● Your instructions: Return precisely the span of lines from the top of the material below to the line containing "id, title, text", both included. Pictures are excluded.

● Data extract:
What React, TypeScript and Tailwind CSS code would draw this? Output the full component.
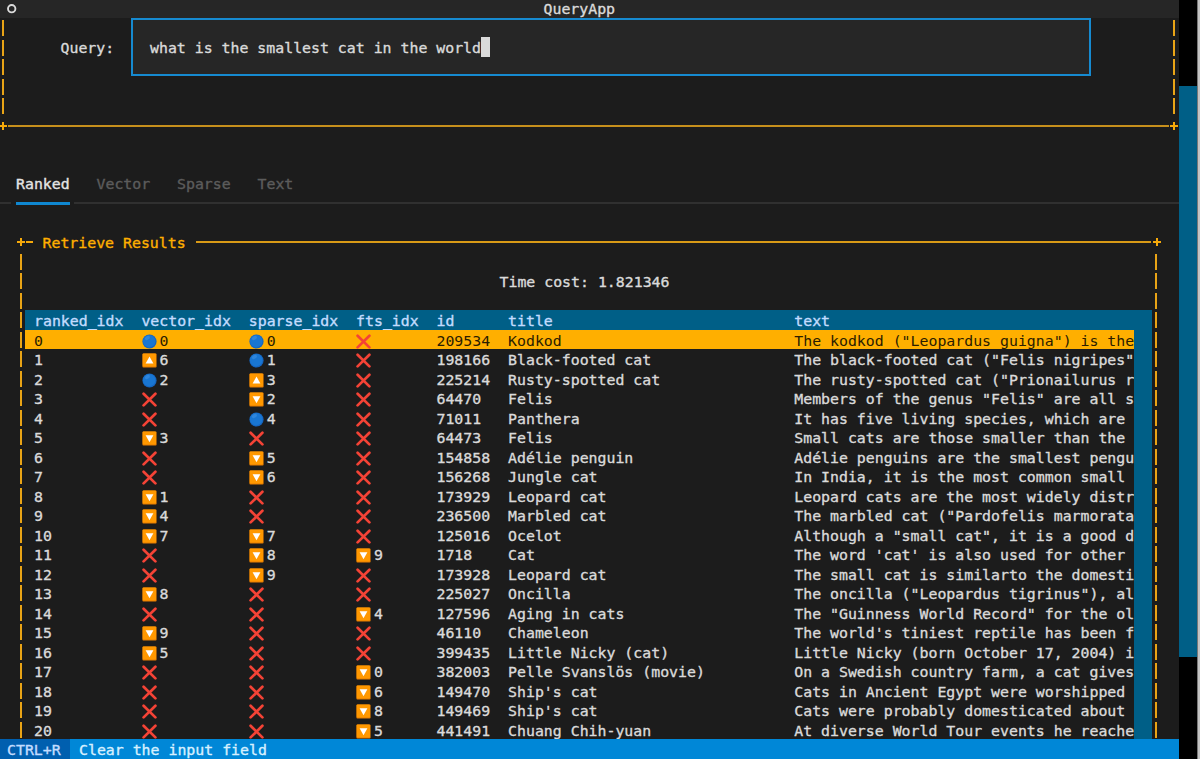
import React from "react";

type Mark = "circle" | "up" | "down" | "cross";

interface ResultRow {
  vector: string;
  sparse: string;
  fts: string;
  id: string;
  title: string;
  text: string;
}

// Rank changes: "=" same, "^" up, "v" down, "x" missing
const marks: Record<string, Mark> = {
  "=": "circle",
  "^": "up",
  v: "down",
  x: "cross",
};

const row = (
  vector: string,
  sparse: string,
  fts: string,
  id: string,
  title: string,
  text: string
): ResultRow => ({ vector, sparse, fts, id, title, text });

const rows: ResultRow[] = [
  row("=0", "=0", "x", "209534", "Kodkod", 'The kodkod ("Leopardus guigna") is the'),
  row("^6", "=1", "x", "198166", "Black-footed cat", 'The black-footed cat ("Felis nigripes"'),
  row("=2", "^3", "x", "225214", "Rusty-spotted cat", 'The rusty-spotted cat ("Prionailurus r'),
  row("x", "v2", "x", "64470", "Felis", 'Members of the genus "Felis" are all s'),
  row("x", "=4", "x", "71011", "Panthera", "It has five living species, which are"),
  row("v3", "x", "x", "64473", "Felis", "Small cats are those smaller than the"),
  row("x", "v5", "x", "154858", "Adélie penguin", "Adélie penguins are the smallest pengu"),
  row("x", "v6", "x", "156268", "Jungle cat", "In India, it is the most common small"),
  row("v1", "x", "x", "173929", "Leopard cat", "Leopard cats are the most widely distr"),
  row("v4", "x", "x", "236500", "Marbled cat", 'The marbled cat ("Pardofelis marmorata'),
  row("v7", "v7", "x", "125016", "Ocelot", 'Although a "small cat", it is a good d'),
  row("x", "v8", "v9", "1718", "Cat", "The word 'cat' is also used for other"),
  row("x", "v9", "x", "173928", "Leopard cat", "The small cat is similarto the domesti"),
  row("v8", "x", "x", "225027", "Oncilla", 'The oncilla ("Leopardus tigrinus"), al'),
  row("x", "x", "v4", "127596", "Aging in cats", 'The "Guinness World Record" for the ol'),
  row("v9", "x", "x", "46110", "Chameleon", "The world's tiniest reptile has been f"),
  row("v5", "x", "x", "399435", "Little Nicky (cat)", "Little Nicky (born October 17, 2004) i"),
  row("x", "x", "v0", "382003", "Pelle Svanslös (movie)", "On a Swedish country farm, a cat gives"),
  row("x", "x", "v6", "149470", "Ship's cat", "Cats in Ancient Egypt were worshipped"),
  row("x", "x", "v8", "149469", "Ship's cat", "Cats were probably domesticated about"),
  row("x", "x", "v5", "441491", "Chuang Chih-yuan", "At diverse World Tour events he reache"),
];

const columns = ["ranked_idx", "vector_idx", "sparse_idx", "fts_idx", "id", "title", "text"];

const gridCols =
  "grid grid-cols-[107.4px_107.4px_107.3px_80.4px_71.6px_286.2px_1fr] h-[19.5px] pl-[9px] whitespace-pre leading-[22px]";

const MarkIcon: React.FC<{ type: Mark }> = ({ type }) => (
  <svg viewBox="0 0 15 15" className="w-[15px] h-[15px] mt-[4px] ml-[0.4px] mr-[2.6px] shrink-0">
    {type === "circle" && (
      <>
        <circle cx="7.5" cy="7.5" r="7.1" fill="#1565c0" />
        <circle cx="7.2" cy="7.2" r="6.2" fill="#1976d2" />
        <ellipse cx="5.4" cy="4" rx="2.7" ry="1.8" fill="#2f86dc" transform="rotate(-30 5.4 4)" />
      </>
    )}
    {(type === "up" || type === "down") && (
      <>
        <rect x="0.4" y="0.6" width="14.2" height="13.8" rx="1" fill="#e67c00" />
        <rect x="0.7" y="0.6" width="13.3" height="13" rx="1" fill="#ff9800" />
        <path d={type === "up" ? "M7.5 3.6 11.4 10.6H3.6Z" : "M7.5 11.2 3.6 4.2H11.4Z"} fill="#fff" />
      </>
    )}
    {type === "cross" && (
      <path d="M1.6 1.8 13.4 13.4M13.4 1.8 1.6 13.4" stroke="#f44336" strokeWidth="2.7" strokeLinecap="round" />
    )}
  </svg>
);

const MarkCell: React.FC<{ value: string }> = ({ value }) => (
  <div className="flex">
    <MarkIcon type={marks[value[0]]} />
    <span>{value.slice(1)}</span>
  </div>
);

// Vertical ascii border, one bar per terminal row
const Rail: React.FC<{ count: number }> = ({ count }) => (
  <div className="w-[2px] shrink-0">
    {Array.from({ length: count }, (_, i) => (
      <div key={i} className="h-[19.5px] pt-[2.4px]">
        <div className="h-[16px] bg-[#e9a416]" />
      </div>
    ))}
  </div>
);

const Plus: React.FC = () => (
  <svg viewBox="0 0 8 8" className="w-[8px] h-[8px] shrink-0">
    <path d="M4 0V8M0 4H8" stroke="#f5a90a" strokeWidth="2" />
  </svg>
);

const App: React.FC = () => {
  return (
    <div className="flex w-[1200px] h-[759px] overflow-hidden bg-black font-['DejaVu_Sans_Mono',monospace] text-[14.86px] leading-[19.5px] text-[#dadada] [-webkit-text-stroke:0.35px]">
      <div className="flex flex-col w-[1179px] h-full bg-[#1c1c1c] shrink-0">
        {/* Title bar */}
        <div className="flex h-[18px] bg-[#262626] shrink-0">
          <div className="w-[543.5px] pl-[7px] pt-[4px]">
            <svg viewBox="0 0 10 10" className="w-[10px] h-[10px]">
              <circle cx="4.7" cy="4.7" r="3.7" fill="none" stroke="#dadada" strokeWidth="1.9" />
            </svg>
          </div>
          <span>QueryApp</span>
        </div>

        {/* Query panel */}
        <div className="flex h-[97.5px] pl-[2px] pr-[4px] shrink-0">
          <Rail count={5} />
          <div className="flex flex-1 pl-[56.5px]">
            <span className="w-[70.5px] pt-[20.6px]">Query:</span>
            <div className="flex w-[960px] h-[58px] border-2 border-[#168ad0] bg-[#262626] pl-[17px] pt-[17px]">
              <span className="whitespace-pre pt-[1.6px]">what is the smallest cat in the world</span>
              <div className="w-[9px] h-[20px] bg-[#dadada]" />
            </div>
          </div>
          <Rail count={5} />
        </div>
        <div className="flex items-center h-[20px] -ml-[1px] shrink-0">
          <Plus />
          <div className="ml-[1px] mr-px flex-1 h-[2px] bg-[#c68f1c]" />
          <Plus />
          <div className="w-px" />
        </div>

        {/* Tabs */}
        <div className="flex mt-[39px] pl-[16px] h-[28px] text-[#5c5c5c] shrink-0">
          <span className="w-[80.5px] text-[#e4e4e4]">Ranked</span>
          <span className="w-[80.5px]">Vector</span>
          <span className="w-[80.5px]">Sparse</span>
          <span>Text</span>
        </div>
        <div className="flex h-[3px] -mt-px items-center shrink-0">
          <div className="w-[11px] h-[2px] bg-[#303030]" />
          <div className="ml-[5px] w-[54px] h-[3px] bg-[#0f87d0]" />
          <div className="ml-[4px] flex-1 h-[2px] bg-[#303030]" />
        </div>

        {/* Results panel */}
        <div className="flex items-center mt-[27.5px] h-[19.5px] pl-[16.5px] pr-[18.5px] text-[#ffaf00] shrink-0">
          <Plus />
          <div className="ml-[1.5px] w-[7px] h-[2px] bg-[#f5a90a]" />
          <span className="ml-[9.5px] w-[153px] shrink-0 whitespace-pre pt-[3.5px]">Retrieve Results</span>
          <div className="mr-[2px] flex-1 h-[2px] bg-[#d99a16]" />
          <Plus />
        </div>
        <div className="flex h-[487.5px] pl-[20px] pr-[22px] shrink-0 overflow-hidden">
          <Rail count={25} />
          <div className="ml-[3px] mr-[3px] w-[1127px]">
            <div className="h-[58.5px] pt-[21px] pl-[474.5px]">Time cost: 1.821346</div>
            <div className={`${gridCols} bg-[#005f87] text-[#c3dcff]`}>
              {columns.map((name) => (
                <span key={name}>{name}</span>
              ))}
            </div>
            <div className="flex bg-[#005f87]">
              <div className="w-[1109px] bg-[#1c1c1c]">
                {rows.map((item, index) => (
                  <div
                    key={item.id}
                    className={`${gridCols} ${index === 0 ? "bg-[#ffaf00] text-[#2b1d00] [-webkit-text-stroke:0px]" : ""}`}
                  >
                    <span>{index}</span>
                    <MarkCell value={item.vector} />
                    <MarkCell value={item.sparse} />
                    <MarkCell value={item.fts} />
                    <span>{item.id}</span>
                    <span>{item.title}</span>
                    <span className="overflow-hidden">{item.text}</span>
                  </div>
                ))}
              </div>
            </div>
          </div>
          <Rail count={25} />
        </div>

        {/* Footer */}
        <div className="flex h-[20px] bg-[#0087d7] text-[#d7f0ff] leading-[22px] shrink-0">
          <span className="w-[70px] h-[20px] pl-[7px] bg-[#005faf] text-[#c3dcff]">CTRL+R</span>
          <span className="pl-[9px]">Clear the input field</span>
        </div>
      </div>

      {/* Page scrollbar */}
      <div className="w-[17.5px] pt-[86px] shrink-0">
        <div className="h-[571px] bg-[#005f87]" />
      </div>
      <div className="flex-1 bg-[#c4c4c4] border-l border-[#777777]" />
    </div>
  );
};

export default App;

● The solution:
What React, TypeScript and Tailwind CSS code would draw this? Output the full component.
import React from "react";

type Mark = "circle" | "up" | "down" | "cross";

interface ResultRow {
  vector: string;
  sparse: string;
  fts: string;
  id: string;
  title: string;
  text: string;
}

// Rank changes: "=" same, "^" up, "v" down, "x" missing
const marks: Record<string, Mark> = {
  "=": "circle",
  "^": "up",
  v: "down",
  x: "cross",
};

const row = (
  vector: string,
  sparse: string,
  fts: string,
  id: string,
  title: string,
  text: string
): ResultRow => ({ vector, sparse, fts, id, title, text });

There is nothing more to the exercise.